As reported by the Wall Street Journal, trade data indicates that the economy contracted in the First quarter of this year. JP Morgan Chase economists estimated that the economy contracted at an 0.8% pace. Macroeconomic Advisors estimated the decline at 0.6%. Not to worry; everyone seems to think the economy is rebounding in the 2nd Quarter.
http://online.wsj.com/news/articles/SB10001424052702304101504579545522484566420
MARKET REPORT
Wednesday, the S&P 500 was UP about 0.6% to 1878 (rounded).
VIX Fell about 3% to 13.40.
The yield on the 10-year Treasury Note held steady at 2.59% at the close.
The Bond Ghouls remain worried about the stock market. If the smart money is selling stocks, some are buying bonds.
The S&P 50 bounced up from the 50-dMA today. Tomorrow will give us a clue whether the bounce will continue. Last hour trading was up strongly today and that is a clue the bounce will continue. The chart is no help concerning a possible bounce since the current value of the Index is squarely in the middle of the channel marked by high and low values of the S&P 500.
I’m going to repeat this point until the S&P 500 breaks thru the old highs: The S&P 500 has closed within about 1% of the all-time high of 1891 21-times since 1 Jan 2014. It needs to punch higher or the correction will be back.
MARKET INTERNALS (NYSE DATA)
The 10-day moving average of stocks advancing on the NYSE
increased to 52% at the close. (A number
above 50% for the 10-day average is generally good news for the market.) New-highs
outpaced new-lows Wednesday. The spread
(new-highs minus new-lows) was +58. (It
was +49 Tuesday.) The 10-day moving average of change in the spread was minus-7.

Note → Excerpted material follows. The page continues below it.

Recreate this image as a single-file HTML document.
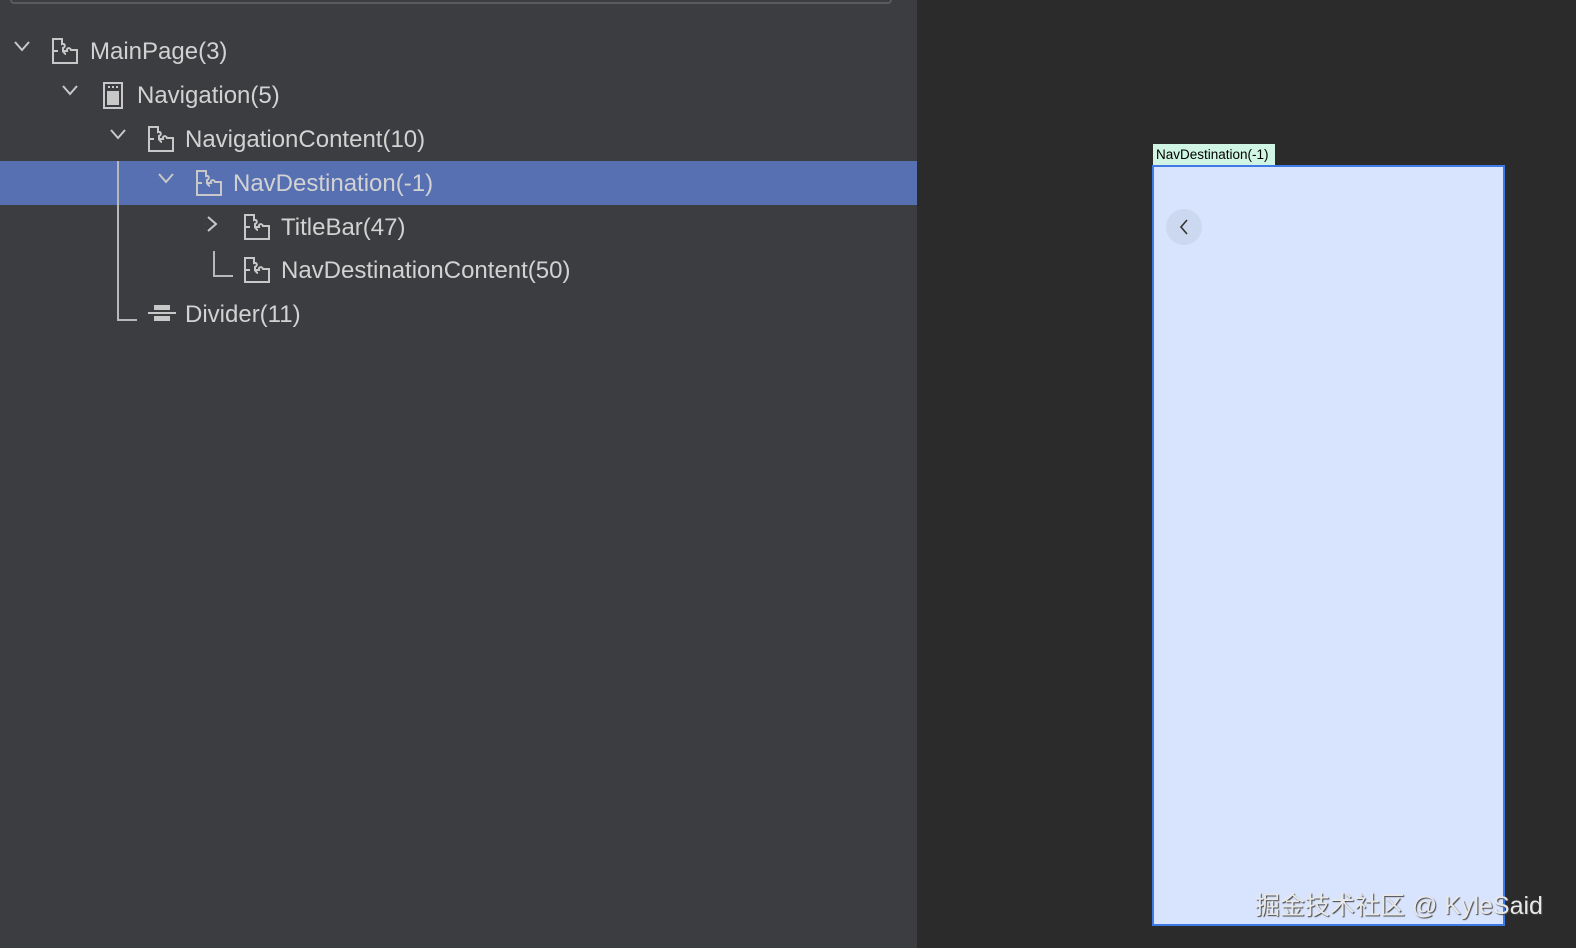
<!DOCTYPE html>
<html><head><meta charset="utf-8"><style>
body{margin:0;width:1576px;height:948px;overflow:hidden;background:#2b2b2b;font-family:"Liberation Sans",Arial,sans-serif;position:relative}
.left{position:absolute;left:0;top:0;width:917px;height:948px;background:#3c3d40}
.top{position:absolute;left:10px;top:-4px;width:878px;height:6px;border:2px solid #5a5b5e;border-top:none;border-radius:0 0 4px 4px}
.row{position:absolute;left:0;width:917px;height:44px}
.sel{background:#5670b2}
.t{position:absolute;top:9px;font-size:24px;color:#d2d2d2;white-space:nowrap}
.chev{position:absolute;top:12px}
.ic{position:absolute;top:9px}
.ln{position:absolute;background:#b8b8b8}
</style></head><body>
<div class="left">
<div class="top"></div>
<div class="row sel" style="top:161px"></div>
<div class="ln" style="left:117px;top:161px;width:2px;height:160px"></div>
<div class="ln" style="left:117px;top:319px;width:20px;height:2px"></div>
<div class="ln" style="left:213px;top:251px;width:2px;height:26px"></div>
<div class="ln" style="left:213px;top:275px;width:20px;height:2px"></div>
<svg width="0" height="0" style="position:absolute"><defs>
<g id="pz" fill="none" stroke="#c8c8c8" stroke-width="2"><path d="M1 25V1h9v5c3-1 4 3 1 4v3h4c-1-3 3-4 4-1h6v13z M1 13h5M10 13c2 0 2 3 4 3"/></g>
<g id="cv" fill="none" stroke="#c8c8c8" stroke-width="2"><path d="M1 1l7 8 7-8"/></g>
</defs></svg>
<div class="row" style="top:29px"><svg class="chev" style="left:14px" width="16" height="12"><use href="#cv"/></svg><svg class="ic" style="left:52px" width="27" height="27"><use href="#pz"/></svg><span class="t" style="left:90px">MainPage(3)</span></div>
<div class="row" style="top:73px"><svg class="chev" style="left:62px" width="16" height="12"><use href="#cv"/></svg><svg class="ic" style="left:103px" width="22" height="28"><rect x="1" y="1" width="18" height="25" fill="none" stroke="#c8c8c8" stroke-width="2"/><rect x="4" y="9" width="12" height="14" fill="#c8c8c8"/><path d="M5 5h2M9 5h2M13 5h2" stroke="#c8c8c8" stroke-width="2"/></svg><span class="t" style="left:137px">Navigation(5)</span></div>
<div class="row" style="top:117px"><svg class="chev" style="left:110px" width="16" height="12"><use href="#cv"/></svg><svg class="ic" style="left:148px" width="27" height="27"><use href="#pz"/></svg><span class="t" style="left:185px">NavigationContent(10)</span></div>
<div class="row" style="top:161px"><svg class="chev" style="left:158px" width="16" height="12"><use href="#cv"/></svg><svg class="ic" style="left:196px" width="27" height="27"><use href="#pz"/></svg><span class="t" style="left:233px">NavDestination(-1)</span></div>
<div class="row" style="top:205px"><svg class="chev" style="left:207px;top:11px" width="12" height="16"><path d="M1 1l8 7-8 7" fill="none" stroke="#c8c8c8" stroke-width="2"/></svg><svg class="ic" style="left:244px" width="27" height="27"><use href="#pz"/></svg><span class="t" style="left:281px">TitleBar(47)</span></div>
<div class="row" style="top:248px"><svg class="ic" style="left:244px" width="27" height="27"><use href="#pz"/></svg><span class="t" style="left:281px">NavDestinationContent(50)</span></div>
<div class="row" style="top:292px"><svg class="ic" style="left:148px;top:13px" width="28" height="20"><rect x="6" y="0" width="16" height="5" fill="#c8c8c8"/><rect x="0" y="7" width="28" height="2" fill="#c8c8c8"/><rect x="6" y="11" width="16" height="5" fill="#c8c8c8"/></svg><span class="t" style="left:185px">Divider(11)</span></div>
</div>
<div style="position:absolute;left:1153px;top:144px;width:122px;height:21px;background:#d0f5e4;font-size:13.5px;line-height:22px;text-indent:3px;color:#000">NavDestination(-1)</div>
<div style="position:absolute;left:1152px;top:165px;width:349px;height:757px;background:#d8e4fd;border:2px solid #3d7ae6"></div>
<div style="position:absolute;left:1166px;top:209px;width:36px;height:36px;border-radius:50%;background:#ccd8ef"></div>
<svg style="position:absolute;left:1178px;top:218px" width="12" height="18"><path d="M9 2L3 9l6 7" fill="none" stroke="#333" stroke-width="1.6"/></svg>
<div style="position:absolute;left:1255px;top:886px;font-size:25px;color:#e8e8e8;text-shadow:1px 1px 1px #444;font-family:'Liberation Sans','Noto Sans CJK SC',sans-serif;white-space:nowrap">掘金技术社区 @ KyleSaid</div>
</body></html>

In other words, over the last 10-days,
on average, the spread has DECREASED by 7 each day. The smoothed 10-dMA of
up-volume continued to decline today. The
internals remained neutral on the market, but only because Breadth is positive
at 52% advancing; otherwise Internals would be negative on the market.
NTSM
The NTSM analytical model for LONG-TERM MONEY remained
HOLD Wednesday. Sentiment was 84%-bulls (5-dMA
of {bulls/(bulls+bears)} for funds invested in selected Rydex/Guggenheim funds.
On a statistical basis, Sentiment is negative.
Price, VIX & Volume indicators are neutral.
I increased my stock allocation to 50% invested in stocks
on 26 March because of the NTSM indicators turned positive Monday (24 Mar) at
the close. 50% in stocks is fully
invested for me, given my age (semi-retired) and the risk inherent in today’s
stock market. I am watching closely to see if it is time to reduce my long-term
stock holdings.
--INDIVIDUAL
VALUE STOCKS--
ENSCO (ESV): BUY
For discussion see: http://navigatethestockmarket.blogspot.com/2014/05/coppock-curve-says-stock-crash-nowblow.html
Research has shown that to have a diversified portfolio no one stock should be more than 4% of the portfolio total, or stated another way, if your total portfolio consisted of individual stocks, you would need 25-stocks to be “diversified.”